Let's be specific about the mechanics of erasure, because it doesn't happen all at once. It happens in layers.

First, there's the script adaptation. A story rooted in Medellín, Bogotá, or Mexico City gets "translated" — not just linguistically, but geographically and emotionally. The writers assigned to the adaptation often have no meaningful connection to the source culture. They're working from a translated synopsis and a screener with subtitles, doing their best to reconstruct a house they've never actually lived in.

Then comes casting. The pressure to attach a bankable English-speaking star almost always means the lead actor's relationship to the material is, at best, studied rather than lived. The performances in great Latin American films carry a kind of specificity that comes from proximity — to the place, the people, the particular weight of a shared history. That's not something you can research your way into in six weeks of prep.

Finally, there's the studio note culture. The relentless pressure to sand down anything that might alienate a mainstream American audience. Too regional. Too political. Too specific. Each note chips away at the original's edges until what's left is smooth enough to be inoffensive and too smooth to be interesting.

The Subtitle Question Nobody Wants to Answer Honestly

Here's the thing studios won't say out loud: the decision to remake a Latin American film in English is rarely about accessibility.

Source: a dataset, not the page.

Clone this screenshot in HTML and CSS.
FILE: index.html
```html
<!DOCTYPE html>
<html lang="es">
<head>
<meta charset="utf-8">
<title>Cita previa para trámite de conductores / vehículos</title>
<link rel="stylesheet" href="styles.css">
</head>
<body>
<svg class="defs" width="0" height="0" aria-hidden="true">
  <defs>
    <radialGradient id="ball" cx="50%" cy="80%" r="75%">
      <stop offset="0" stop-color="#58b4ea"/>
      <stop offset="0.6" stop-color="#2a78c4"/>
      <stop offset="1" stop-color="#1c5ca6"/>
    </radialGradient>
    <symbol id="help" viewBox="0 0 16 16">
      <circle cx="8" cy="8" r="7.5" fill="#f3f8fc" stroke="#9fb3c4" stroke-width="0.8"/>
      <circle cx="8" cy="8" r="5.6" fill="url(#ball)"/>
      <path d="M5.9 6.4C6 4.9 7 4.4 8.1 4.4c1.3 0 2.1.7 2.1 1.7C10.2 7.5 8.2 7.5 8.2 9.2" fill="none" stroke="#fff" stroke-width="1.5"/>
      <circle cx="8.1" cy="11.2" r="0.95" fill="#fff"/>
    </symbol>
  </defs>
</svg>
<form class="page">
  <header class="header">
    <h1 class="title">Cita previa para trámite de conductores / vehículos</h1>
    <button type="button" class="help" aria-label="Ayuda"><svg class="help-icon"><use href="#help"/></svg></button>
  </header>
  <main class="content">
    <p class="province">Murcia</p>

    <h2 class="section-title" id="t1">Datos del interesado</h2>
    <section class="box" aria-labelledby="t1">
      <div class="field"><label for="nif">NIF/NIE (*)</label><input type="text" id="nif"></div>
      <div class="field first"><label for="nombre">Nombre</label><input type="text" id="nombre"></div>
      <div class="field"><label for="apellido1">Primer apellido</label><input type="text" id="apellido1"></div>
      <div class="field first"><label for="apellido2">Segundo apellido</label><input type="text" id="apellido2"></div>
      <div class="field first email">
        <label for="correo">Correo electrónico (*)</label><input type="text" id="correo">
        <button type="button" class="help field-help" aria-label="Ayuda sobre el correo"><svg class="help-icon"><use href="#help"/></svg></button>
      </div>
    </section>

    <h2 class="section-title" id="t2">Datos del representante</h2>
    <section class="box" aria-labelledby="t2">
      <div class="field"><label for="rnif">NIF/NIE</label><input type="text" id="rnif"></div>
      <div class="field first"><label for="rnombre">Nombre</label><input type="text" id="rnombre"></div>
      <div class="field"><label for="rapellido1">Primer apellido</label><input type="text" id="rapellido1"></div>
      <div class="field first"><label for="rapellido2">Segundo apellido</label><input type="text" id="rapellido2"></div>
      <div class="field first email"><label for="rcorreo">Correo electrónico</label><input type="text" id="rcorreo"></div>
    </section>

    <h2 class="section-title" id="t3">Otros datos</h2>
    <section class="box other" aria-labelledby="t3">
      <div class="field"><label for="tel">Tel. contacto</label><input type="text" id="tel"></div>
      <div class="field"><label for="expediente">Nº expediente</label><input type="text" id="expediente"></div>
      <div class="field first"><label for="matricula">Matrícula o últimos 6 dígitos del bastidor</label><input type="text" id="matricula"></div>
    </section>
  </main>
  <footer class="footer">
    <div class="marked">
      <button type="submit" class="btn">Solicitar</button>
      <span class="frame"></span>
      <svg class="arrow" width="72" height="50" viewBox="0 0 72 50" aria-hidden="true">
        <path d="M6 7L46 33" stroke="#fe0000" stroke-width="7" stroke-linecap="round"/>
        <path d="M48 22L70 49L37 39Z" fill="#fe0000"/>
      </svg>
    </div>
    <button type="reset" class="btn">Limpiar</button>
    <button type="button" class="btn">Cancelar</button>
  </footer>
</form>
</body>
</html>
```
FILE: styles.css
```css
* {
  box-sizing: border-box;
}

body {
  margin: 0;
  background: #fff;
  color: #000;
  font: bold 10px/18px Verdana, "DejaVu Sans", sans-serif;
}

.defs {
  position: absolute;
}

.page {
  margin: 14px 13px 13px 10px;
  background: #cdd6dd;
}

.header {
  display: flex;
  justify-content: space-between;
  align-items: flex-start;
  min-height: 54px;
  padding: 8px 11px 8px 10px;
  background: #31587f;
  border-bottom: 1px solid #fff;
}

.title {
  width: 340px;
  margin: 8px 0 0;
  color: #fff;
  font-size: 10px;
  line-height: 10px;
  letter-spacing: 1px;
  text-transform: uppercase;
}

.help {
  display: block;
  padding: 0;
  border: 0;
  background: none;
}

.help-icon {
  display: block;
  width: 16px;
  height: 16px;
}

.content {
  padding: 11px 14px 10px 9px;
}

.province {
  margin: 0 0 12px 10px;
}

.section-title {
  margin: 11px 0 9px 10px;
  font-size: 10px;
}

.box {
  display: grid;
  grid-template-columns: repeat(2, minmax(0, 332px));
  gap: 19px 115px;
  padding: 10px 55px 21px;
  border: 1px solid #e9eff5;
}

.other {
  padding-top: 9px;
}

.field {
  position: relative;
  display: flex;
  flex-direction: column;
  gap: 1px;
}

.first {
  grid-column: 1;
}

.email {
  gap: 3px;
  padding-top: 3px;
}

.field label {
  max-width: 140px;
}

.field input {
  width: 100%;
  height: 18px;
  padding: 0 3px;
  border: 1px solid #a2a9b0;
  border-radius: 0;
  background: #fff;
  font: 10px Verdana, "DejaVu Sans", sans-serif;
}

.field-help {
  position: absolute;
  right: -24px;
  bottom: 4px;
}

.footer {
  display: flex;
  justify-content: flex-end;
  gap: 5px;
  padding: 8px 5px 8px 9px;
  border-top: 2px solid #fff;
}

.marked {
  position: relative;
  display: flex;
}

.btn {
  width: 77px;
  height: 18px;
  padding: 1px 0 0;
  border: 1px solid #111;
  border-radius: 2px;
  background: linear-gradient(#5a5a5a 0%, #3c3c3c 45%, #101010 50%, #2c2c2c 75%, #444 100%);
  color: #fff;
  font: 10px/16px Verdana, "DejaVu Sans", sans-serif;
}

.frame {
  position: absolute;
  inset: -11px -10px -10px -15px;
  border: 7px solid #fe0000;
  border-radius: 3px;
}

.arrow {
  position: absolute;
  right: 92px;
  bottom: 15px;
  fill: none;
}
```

It's about risk tolerance. And the risk they're unwilling to take isn't subtitles — it's trusting a foreign-language film with a major marketing budget.

The evidence that subtitles aren't actually the barrier keeps piling up. Roma won three Oscars and grossed over $1 million in limited theatrical release despite being entirely in Spanish and Mixtec. Parasite demolished the myth that American audiences won't follow subtitles when the storytelling is strong enough. More recently, streaming platforms have watched Spanish-language content consistently outperform expectations with US audiences who, apparently, have no problem reading while they watch.

So why do studios keep defaulting to the remake model? Because it lets them control the asset. A remake is theirs. An acquisition is someone else's vision that they're distributing. The economics of ownership — sequel rights, merchandise, franchise potential — favor making a new version over championing the original.

The result is a system where Latin American filmmakers create something extraordinary, Hollywood validates that it's worth something, and then systematically dismantles what made it valuable in the process of monetizing it.

When It Actually Works — And Why That's So Rare

It would be intellectually dishonest to pretend remakes never work. Sometimes they do. But look closely at the successful ones and you'll almost always find a director who had genuine cultural investment in the material, a studio willing to let the story stay strange, or both.

The failures follow a more predictable formula: a studio acquires the rights because the original was undeniably good, then spends the entire production trying to make it less like itself. They hire writers to make it more relatable, directors to make it more visual, and stars to make it more marketable — and in doing so, they remove every quality that made it worth remaking.

Latin American filmmakers who've been through this process describe a specific moment of recognition: watching the finished remake and realizing that the studio loved the concept of their film but was fundamentally uncomfortable with the actual film. The setting, the politics, the unresolved moral tensions, the refusal to give the audience easy comfort — all of it gets smoothed out in the name of wider appeal.

What the Audience Actually Wants

Here's what's genuinely changing, though: American audiences are getting harder to fool. The generation of US viewers who grew up watching Narcos, Money Heist, and Squid Game — all subtitled, all wildly successful — aren't the same audience that supposedly needed everything dubbed and domesticated. They've proven, repeatedly, that they'll follow a story anywhere if the story is good enough.

Latin audiences, meanwhile, have largely stopped waiting for Hollywood to get it right. The conversation has shifted. The question isn't whether the remake will honor the original — it's whether anyone actually needed the remake in the first place.

For filmmakers in Medellín and across Latin America, that shift feels significant. If the remake model exists to reach audiences who wouldn't otherwise find the original, but those audiences are increasingly willing to find the original on their own, then the justification for cultural erasure gets thinner every year.

The Real Barrier Has Always Been Courage

Studios have the budgets. They have the distribution networks. They have the marketing infrastructure to make any film findable. What they consistently lack is the willingness to spend serious money on a serious foreign-language film and trust that American audiences will show up.

That's not a subtitle problem. That's a confidence problem. And until Hollywood develops enough confidence in its own audiences to stop reflexively remaking everything it respects, Latin American cinema will keep watching its best work get remade into something safer, blander, and emptier — a copy that proves the original was worth something by demonstrating exactly what happens when you take the soul out of it.